■ AIM
Check every line of the data below for the string "screenshot", and copy the ones that hold it.

-- start of STORED RECORDS --

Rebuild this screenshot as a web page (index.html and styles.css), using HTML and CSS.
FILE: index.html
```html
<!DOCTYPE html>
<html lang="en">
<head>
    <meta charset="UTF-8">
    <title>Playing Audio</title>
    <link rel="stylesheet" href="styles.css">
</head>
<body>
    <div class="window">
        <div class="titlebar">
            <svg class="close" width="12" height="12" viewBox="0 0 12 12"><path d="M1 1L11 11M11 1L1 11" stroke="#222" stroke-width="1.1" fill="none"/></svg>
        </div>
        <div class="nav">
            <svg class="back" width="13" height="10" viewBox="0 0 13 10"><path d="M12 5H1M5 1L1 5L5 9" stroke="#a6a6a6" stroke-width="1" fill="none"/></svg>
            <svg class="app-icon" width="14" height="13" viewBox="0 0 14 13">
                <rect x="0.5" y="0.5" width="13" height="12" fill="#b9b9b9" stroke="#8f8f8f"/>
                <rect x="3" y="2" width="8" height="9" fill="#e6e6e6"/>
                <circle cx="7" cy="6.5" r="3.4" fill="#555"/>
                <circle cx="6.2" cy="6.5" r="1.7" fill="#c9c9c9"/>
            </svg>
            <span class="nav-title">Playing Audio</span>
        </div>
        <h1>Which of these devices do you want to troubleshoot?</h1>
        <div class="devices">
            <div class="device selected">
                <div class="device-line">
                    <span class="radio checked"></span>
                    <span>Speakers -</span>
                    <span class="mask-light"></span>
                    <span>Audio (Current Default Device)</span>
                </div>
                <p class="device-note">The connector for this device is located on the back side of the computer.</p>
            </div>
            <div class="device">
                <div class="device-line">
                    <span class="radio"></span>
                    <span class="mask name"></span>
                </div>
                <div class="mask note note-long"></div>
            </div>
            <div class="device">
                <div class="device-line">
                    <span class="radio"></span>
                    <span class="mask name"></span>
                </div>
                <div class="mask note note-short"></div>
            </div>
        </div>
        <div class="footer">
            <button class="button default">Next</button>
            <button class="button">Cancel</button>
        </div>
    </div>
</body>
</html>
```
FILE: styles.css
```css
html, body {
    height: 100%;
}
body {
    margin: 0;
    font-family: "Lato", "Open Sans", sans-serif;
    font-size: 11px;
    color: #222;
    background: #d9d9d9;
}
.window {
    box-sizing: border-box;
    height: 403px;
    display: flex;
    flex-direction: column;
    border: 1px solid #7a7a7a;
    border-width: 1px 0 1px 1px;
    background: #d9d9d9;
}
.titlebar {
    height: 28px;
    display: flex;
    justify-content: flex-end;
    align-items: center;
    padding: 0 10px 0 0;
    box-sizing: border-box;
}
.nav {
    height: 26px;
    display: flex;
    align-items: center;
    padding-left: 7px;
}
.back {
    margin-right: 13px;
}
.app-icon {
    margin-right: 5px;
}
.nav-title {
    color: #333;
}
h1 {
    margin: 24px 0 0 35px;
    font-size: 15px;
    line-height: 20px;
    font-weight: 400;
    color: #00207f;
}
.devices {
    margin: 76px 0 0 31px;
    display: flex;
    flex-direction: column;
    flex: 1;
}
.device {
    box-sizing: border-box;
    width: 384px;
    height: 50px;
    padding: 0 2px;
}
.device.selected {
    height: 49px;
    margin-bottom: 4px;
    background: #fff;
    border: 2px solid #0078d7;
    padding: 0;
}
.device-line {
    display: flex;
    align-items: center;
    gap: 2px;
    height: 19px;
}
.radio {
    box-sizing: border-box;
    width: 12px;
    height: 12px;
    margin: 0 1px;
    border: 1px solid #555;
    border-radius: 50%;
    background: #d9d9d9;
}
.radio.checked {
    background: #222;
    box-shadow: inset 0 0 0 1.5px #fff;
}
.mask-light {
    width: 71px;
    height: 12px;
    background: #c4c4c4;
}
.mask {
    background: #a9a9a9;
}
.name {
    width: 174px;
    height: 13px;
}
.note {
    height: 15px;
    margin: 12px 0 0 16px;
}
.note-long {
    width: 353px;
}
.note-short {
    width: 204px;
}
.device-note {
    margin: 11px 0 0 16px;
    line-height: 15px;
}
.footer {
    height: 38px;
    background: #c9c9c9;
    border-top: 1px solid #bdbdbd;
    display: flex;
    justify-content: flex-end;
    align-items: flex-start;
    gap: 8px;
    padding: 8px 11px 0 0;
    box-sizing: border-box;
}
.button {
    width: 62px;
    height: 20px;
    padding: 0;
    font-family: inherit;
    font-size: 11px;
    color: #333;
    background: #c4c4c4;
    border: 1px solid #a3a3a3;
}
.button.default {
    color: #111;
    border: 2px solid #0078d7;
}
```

-- end of STORED RECORDS --
-- start of STORED RECORDS --

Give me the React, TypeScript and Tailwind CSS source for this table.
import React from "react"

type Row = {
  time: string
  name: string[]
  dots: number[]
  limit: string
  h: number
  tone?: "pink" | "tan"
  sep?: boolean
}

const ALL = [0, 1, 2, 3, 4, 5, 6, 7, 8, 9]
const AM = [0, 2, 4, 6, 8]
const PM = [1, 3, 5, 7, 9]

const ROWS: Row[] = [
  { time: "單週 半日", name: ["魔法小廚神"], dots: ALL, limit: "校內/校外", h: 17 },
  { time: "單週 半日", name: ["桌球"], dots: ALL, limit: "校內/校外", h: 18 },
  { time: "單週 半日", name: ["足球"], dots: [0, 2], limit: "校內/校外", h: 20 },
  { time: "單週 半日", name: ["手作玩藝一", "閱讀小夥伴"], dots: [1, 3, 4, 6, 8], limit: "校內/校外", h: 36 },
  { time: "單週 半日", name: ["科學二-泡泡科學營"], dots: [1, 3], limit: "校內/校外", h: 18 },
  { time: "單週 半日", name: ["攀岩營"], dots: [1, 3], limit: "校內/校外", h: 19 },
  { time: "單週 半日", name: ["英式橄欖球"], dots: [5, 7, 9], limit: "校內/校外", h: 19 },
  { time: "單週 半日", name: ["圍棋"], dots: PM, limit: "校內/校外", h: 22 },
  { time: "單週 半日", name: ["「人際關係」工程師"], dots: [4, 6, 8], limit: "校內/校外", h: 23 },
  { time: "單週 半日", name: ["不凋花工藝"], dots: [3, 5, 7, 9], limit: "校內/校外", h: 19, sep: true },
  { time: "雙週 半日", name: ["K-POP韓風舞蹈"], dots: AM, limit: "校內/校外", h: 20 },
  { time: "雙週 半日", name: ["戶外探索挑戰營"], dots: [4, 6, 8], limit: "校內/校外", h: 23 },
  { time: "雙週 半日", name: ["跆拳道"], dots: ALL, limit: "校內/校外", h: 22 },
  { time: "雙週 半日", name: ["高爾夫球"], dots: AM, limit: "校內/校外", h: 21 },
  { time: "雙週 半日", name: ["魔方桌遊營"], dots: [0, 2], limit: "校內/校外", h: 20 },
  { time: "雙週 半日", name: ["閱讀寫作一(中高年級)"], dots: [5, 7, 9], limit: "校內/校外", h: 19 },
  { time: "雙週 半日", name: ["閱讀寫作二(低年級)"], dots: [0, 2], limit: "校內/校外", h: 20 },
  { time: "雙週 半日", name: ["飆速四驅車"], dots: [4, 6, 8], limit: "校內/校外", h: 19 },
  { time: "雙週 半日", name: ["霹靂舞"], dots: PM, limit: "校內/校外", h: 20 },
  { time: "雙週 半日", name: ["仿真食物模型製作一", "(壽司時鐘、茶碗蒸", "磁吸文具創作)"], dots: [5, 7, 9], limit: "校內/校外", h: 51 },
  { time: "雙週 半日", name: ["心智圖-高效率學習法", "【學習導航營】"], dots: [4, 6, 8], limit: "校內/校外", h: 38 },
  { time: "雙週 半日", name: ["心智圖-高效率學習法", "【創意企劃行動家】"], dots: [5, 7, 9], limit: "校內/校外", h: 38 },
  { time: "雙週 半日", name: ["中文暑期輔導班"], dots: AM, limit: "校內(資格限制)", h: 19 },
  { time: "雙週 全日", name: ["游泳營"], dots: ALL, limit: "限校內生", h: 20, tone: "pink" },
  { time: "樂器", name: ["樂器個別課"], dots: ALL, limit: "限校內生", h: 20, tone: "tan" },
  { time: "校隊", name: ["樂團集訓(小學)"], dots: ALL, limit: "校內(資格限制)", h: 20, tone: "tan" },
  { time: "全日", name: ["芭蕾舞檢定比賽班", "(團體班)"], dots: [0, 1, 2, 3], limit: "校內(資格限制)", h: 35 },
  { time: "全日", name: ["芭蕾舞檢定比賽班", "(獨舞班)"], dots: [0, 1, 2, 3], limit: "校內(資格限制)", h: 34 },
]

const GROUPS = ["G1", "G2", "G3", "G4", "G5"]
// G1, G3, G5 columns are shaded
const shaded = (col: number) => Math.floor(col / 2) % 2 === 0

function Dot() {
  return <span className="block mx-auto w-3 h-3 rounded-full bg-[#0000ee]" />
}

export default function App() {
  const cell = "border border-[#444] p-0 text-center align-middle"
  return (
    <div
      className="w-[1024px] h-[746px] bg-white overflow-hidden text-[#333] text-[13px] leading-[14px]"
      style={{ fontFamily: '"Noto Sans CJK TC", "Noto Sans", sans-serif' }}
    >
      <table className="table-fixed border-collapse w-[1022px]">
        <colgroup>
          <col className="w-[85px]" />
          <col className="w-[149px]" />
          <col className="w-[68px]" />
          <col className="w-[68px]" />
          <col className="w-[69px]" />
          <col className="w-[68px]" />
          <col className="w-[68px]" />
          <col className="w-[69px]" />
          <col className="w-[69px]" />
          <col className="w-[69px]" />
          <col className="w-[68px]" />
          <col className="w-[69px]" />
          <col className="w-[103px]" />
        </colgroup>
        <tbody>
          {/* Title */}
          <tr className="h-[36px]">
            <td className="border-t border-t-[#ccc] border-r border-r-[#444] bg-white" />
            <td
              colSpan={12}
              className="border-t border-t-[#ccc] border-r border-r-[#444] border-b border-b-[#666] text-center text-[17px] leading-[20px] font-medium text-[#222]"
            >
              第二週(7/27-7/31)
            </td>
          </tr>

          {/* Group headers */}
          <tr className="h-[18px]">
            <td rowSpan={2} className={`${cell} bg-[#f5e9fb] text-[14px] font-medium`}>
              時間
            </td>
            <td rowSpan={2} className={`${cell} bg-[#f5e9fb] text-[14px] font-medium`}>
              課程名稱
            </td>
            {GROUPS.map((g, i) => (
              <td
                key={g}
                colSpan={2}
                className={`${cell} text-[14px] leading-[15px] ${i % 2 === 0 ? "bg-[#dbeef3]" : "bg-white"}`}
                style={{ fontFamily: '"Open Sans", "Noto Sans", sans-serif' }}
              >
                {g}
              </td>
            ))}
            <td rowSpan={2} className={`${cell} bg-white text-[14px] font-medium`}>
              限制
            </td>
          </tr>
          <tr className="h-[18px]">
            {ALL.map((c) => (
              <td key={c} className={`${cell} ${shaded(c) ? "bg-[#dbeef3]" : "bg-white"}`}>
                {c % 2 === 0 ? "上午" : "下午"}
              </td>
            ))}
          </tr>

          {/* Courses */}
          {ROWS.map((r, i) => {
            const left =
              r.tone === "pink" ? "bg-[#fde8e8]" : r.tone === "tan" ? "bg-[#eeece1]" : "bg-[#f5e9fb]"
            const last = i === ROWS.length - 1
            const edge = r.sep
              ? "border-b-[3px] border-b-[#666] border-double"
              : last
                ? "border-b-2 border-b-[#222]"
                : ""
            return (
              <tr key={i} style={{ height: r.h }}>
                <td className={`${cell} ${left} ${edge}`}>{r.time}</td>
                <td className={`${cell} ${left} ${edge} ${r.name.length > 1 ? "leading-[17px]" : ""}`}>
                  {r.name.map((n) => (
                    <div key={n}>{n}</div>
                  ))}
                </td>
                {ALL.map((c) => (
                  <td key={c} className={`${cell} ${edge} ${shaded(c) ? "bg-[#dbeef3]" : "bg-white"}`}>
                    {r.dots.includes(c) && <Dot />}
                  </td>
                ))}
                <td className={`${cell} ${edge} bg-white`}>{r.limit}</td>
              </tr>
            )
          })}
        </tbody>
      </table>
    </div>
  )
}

-- end of STORED RECORDS --
-- start of STORED RECORDS --

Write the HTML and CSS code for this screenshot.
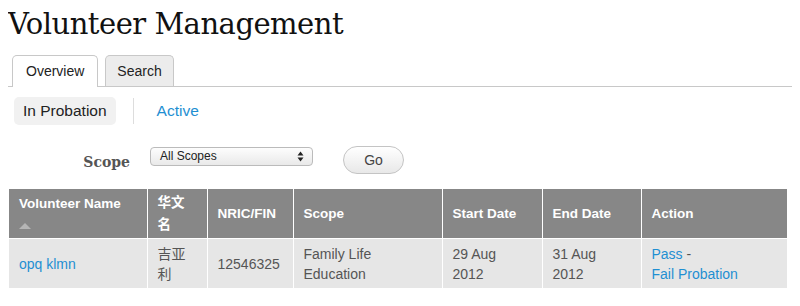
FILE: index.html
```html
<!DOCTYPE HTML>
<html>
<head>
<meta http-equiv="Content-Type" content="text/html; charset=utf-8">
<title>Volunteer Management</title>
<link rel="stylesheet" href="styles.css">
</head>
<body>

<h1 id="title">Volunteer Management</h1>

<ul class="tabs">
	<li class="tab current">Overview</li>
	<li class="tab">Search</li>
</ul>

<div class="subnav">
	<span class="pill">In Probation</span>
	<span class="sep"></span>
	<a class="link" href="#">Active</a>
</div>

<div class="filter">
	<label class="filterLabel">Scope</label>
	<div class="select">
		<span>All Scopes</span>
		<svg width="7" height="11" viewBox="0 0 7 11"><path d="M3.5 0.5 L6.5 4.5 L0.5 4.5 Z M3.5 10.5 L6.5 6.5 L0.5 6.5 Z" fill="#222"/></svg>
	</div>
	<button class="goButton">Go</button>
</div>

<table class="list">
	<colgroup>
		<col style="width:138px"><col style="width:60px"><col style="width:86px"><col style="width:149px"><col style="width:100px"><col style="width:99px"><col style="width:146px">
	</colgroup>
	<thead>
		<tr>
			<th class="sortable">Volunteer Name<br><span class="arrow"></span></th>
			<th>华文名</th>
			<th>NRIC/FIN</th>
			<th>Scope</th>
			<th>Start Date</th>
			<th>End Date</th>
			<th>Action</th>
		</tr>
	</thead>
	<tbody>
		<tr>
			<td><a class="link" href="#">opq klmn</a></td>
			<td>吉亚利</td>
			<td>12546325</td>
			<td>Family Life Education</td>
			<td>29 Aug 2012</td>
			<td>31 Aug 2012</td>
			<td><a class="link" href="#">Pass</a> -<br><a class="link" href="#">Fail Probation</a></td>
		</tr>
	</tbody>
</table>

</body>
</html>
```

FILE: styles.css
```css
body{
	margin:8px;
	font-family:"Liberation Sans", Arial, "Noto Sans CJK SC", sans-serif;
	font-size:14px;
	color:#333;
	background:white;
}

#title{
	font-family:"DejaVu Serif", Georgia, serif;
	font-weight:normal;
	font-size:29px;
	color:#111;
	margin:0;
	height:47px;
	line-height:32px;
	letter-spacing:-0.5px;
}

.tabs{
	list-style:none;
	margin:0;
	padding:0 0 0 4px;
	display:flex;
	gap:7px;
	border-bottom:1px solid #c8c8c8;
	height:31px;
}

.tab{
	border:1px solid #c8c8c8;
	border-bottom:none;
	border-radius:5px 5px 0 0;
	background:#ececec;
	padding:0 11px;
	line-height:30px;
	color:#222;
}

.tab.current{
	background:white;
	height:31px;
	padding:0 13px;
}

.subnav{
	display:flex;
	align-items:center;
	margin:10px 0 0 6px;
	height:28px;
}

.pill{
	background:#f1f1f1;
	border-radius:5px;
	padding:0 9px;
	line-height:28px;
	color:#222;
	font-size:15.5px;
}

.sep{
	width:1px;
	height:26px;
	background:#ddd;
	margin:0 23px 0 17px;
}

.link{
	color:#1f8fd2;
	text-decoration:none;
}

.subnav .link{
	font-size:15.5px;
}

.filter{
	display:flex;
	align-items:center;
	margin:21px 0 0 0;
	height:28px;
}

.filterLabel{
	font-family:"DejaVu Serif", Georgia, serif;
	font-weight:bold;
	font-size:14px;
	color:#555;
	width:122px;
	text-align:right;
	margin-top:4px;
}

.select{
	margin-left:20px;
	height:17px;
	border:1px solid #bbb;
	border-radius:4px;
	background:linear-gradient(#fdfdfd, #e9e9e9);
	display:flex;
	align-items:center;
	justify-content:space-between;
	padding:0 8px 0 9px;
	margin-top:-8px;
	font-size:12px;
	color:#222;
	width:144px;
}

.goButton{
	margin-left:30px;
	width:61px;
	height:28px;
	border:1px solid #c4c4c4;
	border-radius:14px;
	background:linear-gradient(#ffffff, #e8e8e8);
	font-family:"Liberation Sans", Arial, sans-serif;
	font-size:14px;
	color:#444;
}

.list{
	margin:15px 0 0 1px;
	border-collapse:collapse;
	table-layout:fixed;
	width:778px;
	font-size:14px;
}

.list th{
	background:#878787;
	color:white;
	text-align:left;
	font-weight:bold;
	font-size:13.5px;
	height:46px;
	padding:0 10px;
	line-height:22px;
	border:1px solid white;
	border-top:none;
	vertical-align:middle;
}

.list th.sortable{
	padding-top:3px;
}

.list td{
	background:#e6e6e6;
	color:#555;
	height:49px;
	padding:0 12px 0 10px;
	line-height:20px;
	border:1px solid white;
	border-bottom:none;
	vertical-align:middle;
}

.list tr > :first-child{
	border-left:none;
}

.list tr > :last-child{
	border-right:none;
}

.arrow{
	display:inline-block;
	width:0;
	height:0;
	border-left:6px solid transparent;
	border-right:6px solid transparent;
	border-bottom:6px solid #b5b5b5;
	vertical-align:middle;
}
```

-- end of STORED RECORDS --

■ THE COMPLETED TASK
Rebuild this screenshot as a web page (index.html and styles.css), using HTML and CSS.
Write the HTML and CSS code for this screenshot.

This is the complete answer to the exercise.